**SOURCE EXCERPT:**
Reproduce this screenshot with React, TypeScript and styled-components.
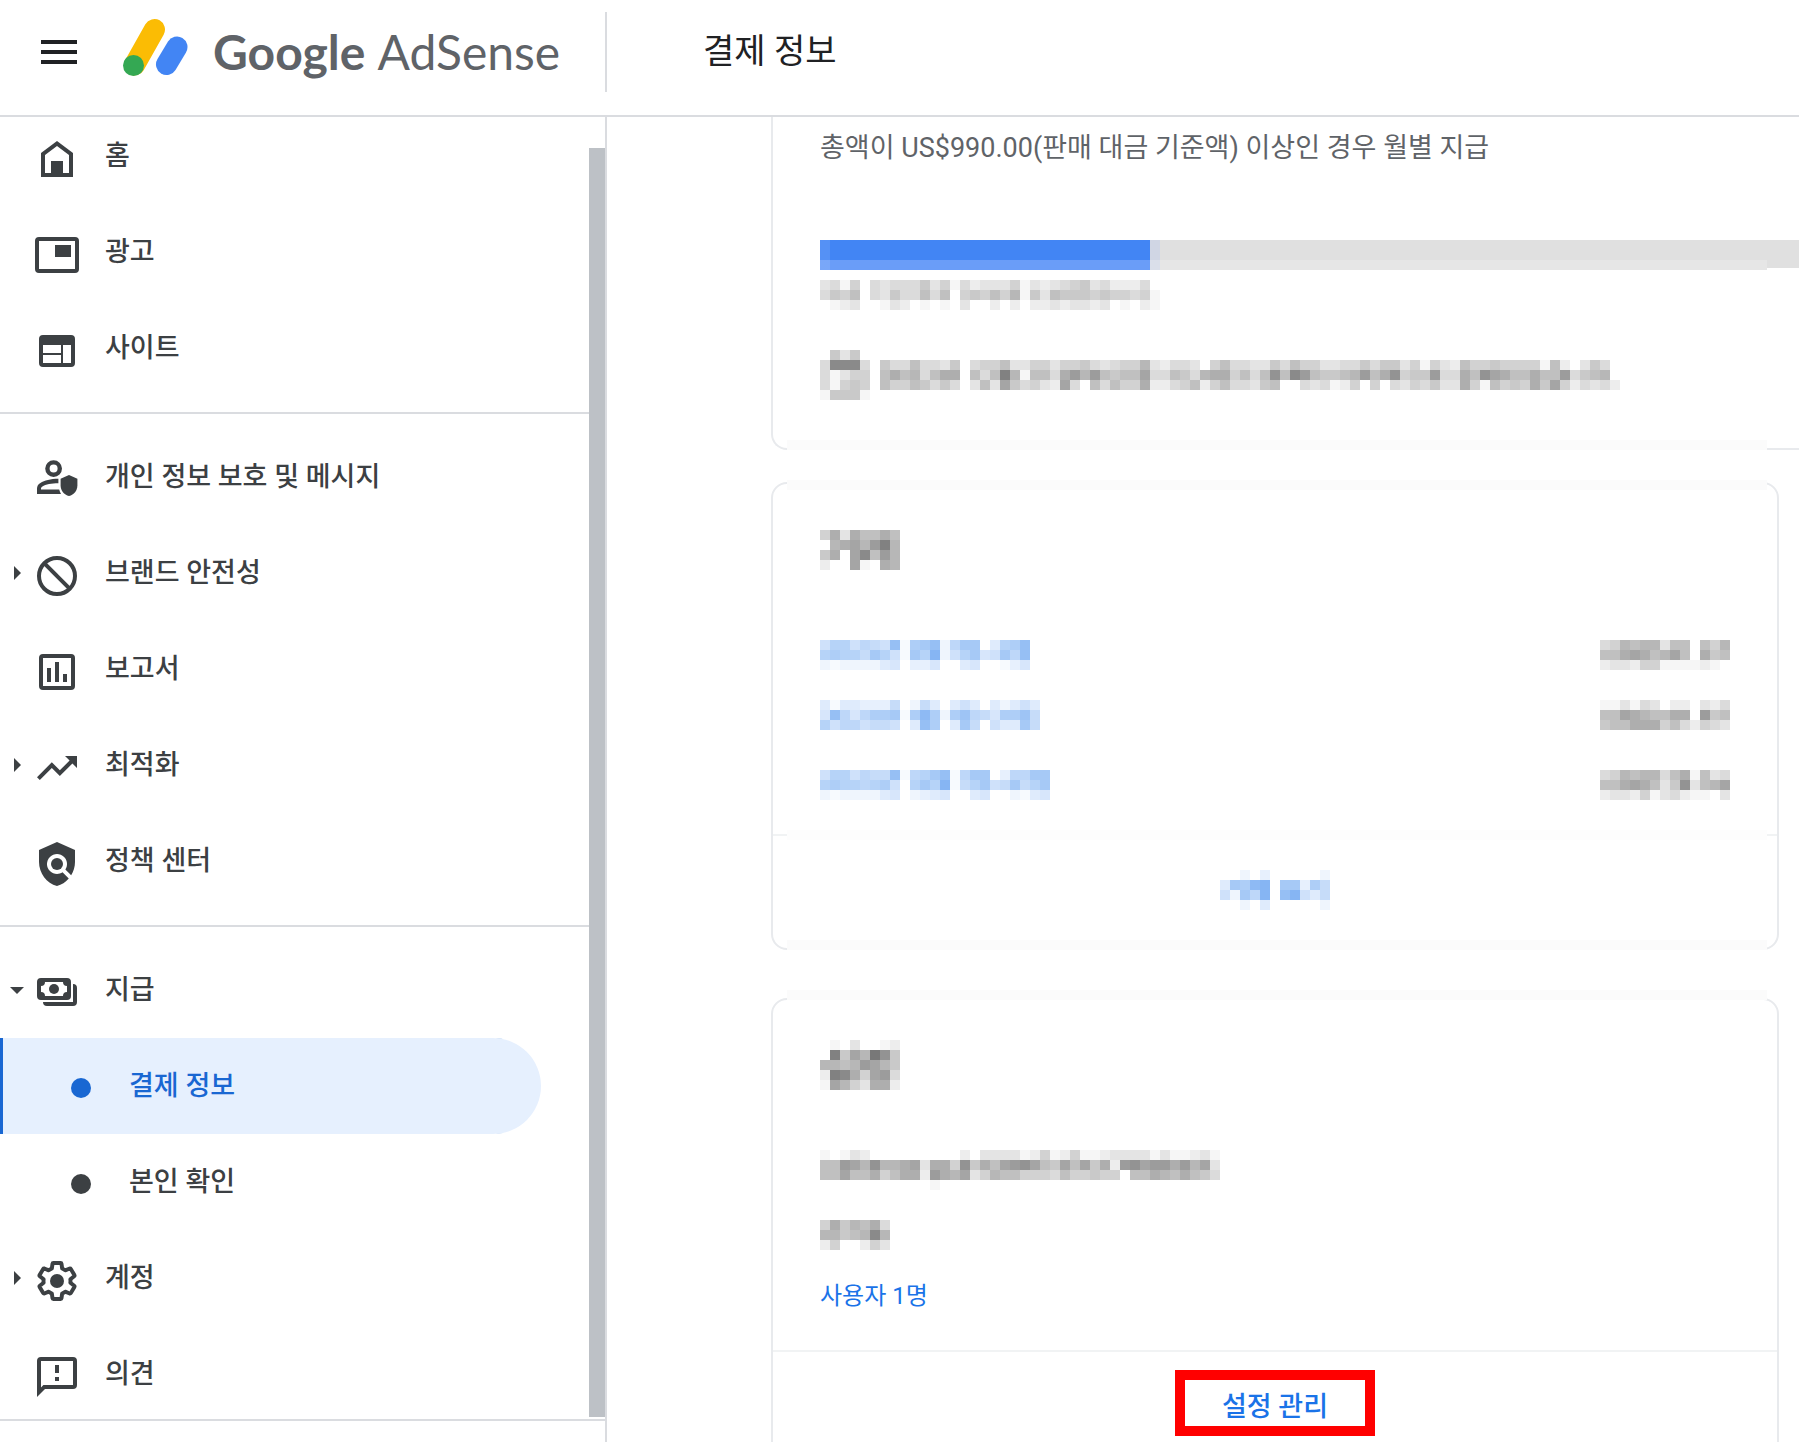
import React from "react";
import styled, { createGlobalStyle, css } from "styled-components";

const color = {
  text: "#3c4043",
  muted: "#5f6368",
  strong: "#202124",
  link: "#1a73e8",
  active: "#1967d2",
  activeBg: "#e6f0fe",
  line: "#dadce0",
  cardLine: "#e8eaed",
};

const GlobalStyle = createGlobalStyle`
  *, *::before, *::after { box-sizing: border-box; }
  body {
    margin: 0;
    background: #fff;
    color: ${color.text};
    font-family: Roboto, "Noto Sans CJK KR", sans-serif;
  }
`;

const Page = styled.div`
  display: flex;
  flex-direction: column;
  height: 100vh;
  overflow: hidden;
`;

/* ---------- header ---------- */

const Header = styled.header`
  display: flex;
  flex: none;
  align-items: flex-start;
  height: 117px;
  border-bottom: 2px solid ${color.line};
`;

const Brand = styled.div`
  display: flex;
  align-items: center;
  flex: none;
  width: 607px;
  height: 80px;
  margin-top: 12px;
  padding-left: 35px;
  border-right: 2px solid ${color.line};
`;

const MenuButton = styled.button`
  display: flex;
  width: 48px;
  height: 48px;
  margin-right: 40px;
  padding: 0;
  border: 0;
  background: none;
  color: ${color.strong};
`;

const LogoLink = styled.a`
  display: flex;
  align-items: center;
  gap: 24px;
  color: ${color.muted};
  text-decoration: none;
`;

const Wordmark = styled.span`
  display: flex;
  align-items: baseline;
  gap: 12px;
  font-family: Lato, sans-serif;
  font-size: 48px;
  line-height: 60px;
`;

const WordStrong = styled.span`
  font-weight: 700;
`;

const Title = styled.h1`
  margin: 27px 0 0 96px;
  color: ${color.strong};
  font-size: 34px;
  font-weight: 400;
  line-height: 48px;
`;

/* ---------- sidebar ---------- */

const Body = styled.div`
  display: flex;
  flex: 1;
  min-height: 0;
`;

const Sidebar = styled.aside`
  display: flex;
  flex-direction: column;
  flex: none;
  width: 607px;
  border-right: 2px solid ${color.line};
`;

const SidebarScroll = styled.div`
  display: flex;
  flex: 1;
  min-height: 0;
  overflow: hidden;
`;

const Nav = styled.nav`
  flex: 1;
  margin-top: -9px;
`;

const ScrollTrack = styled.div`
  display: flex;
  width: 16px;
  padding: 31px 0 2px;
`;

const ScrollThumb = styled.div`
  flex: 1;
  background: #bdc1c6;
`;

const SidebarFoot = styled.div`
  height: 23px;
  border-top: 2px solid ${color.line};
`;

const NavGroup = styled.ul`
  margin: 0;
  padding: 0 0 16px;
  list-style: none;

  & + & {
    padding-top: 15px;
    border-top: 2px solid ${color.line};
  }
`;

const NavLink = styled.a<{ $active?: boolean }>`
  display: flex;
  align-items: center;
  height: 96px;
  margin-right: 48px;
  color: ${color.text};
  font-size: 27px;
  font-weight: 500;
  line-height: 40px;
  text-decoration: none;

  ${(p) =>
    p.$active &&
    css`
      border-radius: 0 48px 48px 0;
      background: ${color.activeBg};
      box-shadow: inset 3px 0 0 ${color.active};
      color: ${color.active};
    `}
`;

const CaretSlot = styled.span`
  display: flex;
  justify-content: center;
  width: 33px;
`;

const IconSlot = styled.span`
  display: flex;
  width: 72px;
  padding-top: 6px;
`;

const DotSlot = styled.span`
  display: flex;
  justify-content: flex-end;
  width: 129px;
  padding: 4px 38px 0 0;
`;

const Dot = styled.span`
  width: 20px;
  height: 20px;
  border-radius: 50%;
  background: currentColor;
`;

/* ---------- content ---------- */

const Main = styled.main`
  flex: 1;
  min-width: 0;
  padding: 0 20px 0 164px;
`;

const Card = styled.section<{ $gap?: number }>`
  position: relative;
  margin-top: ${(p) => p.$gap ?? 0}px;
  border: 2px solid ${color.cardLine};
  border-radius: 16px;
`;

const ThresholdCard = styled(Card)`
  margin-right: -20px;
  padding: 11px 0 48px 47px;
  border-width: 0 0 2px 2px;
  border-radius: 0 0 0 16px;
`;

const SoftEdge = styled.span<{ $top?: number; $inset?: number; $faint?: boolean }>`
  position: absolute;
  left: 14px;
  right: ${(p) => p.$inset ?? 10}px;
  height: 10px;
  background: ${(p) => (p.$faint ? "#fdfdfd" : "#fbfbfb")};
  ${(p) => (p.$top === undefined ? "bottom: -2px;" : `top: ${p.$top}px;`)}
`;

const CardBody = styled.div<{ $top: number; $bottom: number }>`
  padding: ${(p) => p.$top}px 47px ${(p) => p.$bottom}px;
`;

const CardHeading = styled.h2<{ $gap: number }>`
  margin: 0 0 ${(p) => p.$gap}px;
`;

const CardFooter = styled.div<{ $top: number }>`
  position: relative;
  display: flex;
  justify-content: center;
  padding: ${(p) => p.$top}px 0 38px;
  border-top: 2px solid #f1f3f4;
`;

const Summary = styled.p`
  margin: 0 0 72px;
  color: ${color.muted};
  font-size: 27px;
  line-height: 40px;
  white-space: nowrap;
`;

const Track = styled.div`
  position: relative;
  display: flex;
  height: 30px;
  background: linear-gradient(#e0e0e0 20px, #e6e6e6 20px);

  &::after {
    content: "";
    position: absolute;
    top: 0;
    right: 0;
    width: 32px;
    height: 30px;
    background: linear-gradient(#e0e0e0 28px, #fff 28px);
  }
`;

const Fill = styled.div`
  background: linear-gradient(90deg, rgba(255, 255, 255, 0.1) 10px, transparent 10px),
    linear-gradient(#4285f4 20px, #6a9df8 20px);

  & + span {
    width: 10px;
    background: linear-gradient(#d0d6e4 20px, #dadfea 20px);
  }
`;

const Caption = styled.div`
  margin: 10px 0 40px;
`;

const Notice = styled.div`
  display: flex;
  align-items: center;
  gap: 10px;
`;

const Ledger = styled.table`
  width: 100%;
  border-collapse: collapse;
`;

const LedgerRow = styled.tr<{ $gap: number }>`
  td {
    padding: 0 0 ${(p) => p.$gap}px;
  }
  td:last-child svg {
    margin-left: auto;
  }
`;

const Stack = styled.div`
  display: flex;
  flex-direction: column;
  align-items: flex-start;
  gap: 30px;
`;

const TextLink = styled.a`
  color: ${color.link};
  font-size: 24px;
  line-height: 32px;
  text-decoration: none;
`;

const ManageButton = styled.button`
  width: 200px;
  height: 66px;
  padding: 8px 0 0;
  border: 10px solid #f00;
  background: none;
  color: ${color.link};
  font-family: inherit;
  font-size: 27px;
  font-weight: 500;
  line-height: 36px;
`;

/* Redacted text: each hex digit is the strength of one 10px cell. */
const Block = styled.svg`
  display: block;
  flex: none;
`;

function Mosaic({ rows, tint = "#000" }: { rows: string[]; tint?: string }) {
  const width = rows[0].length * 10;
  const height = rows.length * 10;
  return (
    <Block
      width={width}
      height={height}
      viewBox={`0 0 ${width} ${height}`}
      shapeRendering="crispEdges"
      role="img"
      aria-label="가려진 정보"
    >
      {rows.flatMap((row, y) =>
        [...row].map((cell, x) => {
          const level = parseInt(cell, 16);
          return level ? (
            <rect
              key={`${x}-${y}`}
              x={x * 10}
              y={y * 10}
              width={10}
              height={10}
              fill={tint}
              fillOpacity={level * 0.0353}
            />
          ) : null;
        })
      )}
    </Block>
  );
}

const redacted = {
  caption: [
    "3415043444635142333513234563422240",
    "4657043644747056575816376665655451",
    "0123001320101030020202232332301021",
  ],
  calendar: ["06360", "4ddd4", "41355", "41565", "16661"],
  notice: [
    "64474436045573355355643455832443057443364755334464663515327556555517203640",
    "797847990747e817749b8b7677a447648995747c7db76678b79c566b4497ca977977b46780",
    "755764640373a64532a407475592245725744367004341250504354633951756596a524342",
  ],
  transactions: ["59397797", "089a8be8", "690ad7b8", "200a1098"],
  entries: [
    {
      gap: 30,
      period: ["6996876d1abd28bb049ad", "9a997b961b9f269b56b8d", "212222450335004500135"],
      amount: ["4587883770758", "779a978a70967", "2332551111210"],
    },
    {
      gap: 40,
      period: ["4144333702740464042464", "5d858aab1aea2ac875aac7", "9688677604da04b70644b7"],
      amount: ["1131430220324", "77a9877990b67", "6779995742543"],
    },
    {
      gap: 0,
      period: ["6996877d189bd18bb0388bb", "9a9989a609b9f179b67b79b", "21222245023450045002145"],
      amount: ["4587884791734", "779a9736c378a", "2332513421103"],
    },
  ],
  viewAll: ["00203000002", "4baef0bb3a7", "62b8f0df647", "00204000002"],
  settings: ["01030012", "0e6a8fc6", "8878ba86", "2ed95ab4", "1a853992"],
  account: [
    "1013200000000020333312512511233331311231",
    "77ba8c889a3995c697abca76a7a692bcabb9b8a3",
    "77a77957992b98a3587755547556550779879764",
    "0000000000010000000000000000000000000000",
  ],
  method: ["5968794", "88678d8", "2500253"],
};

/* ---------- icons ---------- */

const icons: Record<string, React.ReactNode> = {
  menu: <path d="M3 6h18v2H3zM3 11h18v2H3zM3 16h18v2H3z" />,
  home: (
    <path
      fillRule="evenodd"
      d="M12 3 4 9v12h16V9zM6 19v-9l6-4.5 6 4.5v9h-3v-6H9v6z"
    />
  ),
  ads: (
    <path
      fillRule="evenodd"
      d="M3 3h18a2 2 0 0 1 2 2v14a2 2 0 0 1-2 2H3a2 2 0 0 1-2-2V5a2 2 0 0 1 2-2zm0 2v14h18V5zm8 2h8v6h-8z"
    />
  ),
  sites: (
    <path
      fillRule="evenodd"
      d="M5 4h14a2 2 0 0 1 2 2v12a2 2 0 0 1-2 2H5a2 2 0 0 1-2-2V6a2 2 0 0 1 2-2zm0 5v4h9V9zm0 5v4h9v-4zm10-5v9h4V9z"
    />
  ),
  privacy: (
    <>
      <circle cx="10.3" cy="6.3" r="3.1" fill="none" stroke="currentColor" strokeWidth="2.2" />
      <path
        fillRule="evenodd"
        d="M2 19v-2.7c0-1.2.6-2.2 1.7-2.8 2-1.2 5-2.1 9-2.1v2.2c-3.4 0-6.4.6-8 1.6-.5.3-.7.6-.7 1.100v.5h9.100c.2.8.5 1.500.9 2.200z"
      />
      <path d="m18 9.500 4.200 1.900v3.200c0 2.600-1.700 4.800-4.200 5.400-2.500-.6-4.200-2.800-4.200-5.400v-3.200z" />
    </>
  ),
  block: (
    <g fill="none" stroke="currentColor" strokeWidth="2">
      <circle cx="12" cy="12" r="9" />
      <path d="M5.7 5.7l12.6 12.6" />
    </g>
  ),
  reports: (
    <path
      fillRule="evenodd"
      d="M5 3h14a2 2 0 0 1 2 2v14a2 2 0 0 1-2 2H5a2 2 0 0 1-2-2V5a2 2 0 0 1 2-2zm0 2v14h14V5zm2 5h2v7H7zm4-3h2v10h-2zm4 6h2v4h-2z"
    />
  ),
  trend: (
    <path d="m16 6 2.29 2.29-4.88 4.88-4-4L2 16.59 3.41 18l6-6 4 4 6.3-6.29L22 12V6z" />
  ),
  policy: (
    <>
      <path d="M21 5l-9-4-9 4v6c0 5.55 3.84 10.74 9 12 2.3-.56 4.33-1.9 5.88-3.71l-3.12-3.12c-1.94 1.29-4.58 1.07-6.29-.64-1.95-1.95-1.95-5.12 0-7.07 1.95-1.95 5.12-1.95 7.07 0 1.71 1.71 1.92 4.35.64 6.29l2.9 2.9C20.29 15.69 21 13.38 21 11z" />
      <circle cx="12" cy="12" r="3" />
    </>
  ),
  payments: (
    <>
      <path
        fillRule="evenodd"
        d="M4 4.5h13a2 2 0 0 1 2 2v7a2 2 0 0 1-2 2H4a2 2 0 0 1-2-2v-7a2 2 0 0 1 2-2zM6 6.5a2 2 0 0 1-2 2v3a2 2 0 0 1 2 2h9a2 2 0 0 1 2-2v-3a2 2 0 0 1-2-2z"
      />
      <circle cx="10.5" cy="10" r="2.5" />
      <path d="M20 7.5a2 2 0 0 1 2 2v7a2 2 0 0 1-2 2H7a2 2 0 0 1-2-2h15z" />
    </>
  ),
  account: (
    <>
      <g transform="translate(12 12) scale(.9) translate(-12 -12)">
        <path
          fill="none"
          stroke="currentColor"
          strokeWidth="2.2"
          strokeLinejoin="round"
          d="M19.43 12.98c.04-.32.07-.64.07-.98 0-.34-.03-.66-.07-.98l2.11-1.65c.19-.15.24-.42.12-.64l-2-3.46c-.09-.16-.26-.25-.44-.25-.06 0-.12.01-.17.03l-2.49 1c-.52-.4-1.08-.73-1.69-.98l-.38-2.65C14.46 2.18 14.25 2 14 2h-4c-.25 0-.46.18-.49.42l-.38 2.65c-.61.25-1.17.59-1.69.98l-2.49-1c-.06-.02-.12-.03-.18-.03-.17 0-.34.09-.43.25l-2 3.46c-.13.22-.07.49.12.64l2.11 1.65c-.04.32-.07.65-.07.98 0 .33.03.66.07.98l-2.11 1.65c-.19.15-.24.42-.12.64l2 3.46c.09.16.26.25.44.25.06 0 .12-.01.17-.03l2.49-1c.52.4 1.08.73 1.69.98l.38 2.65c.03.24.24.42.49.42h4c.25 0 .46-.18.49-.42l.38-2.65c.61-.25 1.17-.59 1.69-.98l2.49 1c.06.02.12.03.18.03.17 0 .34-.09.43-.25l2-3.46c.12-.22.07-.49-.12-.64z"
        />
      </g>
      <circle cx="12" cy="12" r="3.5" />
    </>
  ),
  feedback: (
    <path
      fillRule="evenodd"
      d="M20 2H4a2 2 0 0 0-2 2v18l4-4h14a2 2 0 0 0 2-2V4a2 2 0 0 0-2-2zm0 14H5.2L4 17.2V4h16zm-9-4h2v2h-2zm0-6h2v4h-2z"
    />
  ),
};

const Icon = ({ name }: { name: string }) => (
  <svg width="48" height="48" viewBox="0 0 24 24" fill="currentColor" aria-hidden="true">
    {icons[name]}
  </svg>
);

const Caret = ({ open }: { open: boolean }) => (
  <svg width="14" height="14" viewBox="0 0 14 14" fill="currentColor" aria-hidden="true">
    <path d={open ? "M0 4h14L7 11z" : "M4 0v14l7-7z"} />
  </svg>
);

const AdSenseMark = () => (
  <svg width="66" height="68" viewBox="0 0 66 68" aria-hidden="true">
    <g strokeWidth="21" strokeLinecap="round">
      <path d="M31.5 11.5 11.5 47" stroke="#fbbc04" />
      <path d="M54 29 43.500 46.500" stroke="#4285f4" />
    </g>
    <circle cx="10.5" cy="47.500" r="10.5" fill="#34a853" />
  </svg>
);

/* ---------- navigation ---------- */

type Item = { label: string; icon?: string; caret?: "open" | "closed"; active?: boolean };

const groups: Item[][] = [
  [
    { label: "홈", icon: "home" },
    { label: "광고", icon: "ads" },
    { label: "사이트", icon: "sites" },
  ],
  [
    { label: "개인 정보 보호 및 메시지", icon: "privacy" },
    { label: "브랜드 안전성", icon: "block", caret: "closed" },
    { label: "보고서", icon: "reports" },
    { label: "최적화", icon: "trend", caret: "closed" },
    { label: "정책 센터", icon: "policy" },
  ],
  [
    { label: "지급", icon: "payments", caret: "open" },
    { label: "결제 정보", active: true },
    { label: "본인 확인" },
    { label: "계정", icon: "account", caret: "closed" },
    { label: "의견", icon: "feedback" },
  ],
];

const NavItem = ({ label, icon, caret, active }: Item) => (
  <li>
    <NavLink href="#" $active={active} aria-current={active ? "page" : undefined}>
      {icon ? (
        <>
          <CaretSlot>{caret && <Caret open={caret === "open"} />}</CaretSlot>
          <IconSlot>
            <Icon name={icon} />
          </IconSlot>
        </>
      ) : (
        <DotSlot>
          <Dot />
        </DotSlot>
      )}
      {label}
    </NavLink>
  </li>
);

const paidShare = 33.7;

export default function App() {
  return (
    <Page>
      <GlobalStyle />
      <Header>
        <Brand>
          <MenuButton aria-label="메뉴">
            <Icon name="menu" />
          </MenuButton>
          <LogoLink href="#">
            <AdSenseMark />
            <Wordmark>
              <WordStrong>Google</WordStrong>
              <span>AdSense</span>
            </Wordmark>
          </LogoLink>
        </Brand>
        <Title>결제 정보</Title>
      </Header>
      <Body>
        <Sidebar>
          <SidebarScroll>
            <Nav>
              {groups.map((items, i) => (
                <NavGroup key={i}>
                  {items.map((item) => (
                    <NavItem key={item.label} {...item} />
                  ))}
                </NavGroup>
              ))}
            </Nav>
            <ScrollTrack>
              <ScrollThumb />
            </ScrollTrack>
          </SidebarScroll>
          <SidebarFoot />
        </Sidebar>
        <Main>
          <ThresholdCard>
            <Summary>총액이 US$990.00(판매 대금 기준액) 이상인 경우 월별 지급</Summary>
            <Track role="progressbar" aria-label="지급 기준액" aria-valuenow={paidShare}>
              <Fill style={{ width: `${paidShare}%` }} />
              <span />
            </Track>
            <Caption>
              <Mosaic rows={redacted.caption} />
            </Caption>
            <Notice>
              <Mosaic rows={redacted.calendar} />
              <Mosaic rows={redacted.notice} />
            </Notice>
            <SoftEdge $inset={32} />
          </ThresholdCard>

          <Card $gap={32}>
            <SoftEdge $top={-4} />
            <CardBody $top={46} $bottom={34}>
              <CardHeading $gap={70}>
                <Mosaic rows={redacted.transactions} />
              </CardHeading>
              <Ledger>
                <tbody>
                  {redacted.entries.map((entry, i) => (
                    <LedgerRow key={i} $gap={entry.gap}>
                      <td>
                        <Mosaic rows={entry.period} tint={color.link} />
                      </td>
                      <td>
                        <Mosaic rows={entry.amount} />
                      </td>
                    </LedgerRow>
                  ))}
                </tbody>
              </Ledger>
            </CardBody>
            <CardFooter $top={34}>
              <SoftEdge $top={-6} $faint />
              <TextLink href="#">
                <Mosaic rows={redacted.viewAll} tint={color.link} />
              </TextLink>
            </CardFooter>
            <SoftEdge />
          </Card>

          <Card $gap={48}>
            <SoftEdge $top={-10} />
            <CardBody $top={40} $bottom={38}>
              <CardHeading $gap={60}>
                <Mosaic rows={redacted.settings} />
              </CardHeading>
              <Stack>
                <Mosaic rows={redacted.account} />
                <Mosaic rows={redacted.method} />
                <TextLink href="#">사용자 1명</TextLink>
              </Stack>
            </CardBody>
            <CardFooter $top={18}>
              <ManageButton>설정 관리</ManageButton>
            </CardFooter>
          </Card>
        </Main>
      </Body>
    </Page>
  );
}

**WHAT THE EXERCISE ASKS:** Please extract exactly the lines of the data, from the first through the line containing "header ---------- */", and add no pictures to the copy.

**THE COMPLETED TASK:**
Reproduce this screenshot with React, TypeScript and styled-components.
import React from "react";
import styled, { createGlobalStyle, css } from "styled-components";

const color = {
  text: "#3c4043",
  muted: "#5f6368",
  strong: "#202124",
  link: "#1a73e8",
  active: "#1967d2",
  activeBg: "#e6f0fe",
  line: "#dadce0",
  cardLine: "#e8eaed",
};

const GlobalStyle = createGlobalStyle`
  *, *::before, *::after { box-sizing: border-box; }
  body {
    margin: 0;
    background: #fff;
    color: ${color.text};
    font-family: Roboto, "Noto Sans CJK KR", sans-serif;
  }
`;

const Page = styled.div`
  display: flex;
  flex-direction: column;
  height: 100vh;
  overflow: hidden;
`;

/* ---------- header ---------- */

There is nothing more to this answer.